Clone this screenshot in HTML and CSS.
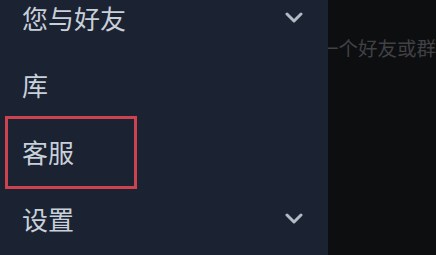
FILE: index.html
```html
<!DOCTYPE html>
<html lang="zh-CN">
<head>
  <meta charset="UTF-8" />
  <meta name="viewport" content="width=device-width, initial-scale=1" />
  <title>菜单</title>
  <link rel="stylesheet" href="styles.css">
</head>
<body>

<div class="layout">
  <nav class="sidebar">
    <div class="menu">
      <div class="item">
        <span>您与好友</span>
        <svg class="chev" viewBox="0 0 18 11" width="18" height="11"><path d="M2 2 L9 9 L16 2" /></svg>
      </div>
      <div class="item"><span>库</span></div>
      <div class="item">
        <span class="boxed">客服</span>
      </div>
      <div class="item">
        <span>设置</span>
        <svg class="chev" viewBox="0 0 18 11" width="18" height="11"><path d="M2 2 L9 9 L16 2" /></svg>
      </div>
    </div>
  </nav>
  <main class="panel">
    <p class="hint">选择一个好友或群组开始聊天</p>
  </main>
</div>

</body>
</html>
```

FILE: styles.css
```css
html, body {
  margin: 0;
  padding: 0;
  height: 100%;
  overflow: hidden;
  background: #0d0e10;
  font-family: "Noto Sans CJK SC", "Noto Sans", sans-serif;
}

.layout {
  display: flex;
  height: 100%;
}

.sidebar {
  width: 328px;
  flex-shrink: 0;
  background: #1b2232;
  overflow: hidden;
  position: relative;
  z-index: 1;
}

.menu {
  margin-top: -16px;
}

.item {
  height: 67px;
  display: flex;
  align-items: center;
  justify-content: space-between;
  padding: 0 25px 0 22px;
  font-size: 26px;
  color: #c8d0da;
}

.item span {
  line-height: 1;
}

.boxed {
  position: relative;
}

.boxed::before {
  content: "";
  position: absolute;
  left: -17px;
  top: -23px;
  width: 126px;
  height: 67px;
  border: 3px solid #cc424f;
}

.chev {
  display: block;
}

.chev path {
  fill: none;
  stroke: #b2bac6;
  stroke-width: 3;
  stroke-linecap: round;
  stroke-linejoin: round;
}

.panel {
  flex: 1;
  overflow: hidden;
  background: #0d0e10;
}

.hint {
  margin: 38px 0 0;
  white-space: nowrap;
  text-indent: -48px;
  font-size: 19.5px;
  line-height: 1;
  color: #404145;
}
```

> **Goal of the exercise**:
Copy out all of the data word for word. Do not carry over any picture.

> **Exercise solution**:
Clone this screenshot in HTML and CSS.
FILE: index.html
```html
<!DOCTYPE html>
<html lang="zh-CN">
<head>
  <meta charset="UTF-8" />
  <meta name="viewport" content="width=device-width, initial-scale=1" />
  <title>菜单</title>
  <link rel="stylesheet" href="styles.css">
</head>
<body>

<div class="layout">
  <nav class="sidebar">
    <div class="menu">
      <div class="item">
        <span>您与好友</span>
        <svg class="chev" viewBox="0 0 18 11" width="18" height="11"><path d="M2 2 L9 9 L16 2" /></svg>
      </div>
      <div class="item"><span>库</span></div>
      <div class="item">
        <span class="boxed">客服</span>
      </div>
      <div class="item">
        <span>设置</span>
        <svg class="chev" viewBox="0 0 18 11" width="18" height="11"><path d="M2 2 L9 9 L16 2" /></svg>
      </div>
    </div>
  </nav>
  <main class="panel">
    <p class="hint">选择一个好友或群组开始聊天</p>
  </main>
</div>

</body>
</html>
```

FILE: styles.css
```css
html, body {
  margin: 0;
  padding: 0;
  height: 100%;
  overflow: hidden;
  background: #0d0e10;
  font-family: "Noto Sans CJK SC", "Noto Sans", sans-serif;
}

.layout {
  display: flex;
  height: 100%;
}

.sidebar {
  width: 328px;
  flex-shrink: 0;
  background: #1b2232;
  overflow: hidden;
  position: relative;
  z-index: 1;
}

.menu {
  margin-top: -16px;
}

.item {
  height: 67px;
  display: flex;
  align-items: center;
  justify-content: space-between;
  padding: 0 25px 0 22px;
  font-size: 26px;
  color: #c8d0da;
}

.item span {
  line-height: 1;
}

.boxed {
  position: relative;
}

.boxed::before {
  content: "";
  position: absolute;
  left: -17px;
  top: -23px;
  width: 126px;
  height: 67px;
  border: 3px solid #cc424f;
}

.chev {
  display: block;
}

.chev path {
  fill: none;
  stroke: #b2bac6;
  stroke-width: 3;
  stroke-linecap: round;
  stroke-linejoin: round;
}

.panel {
  flex: 1;
  overflow: hidden;
  background: #0d0e10;
}

.hint {
  margin: 38px 0 0;
  white-space: nowrap;
  text-indent: -48px;
  font-size: 19.5px;
  line-height: 1;
  color: #404145;
}
```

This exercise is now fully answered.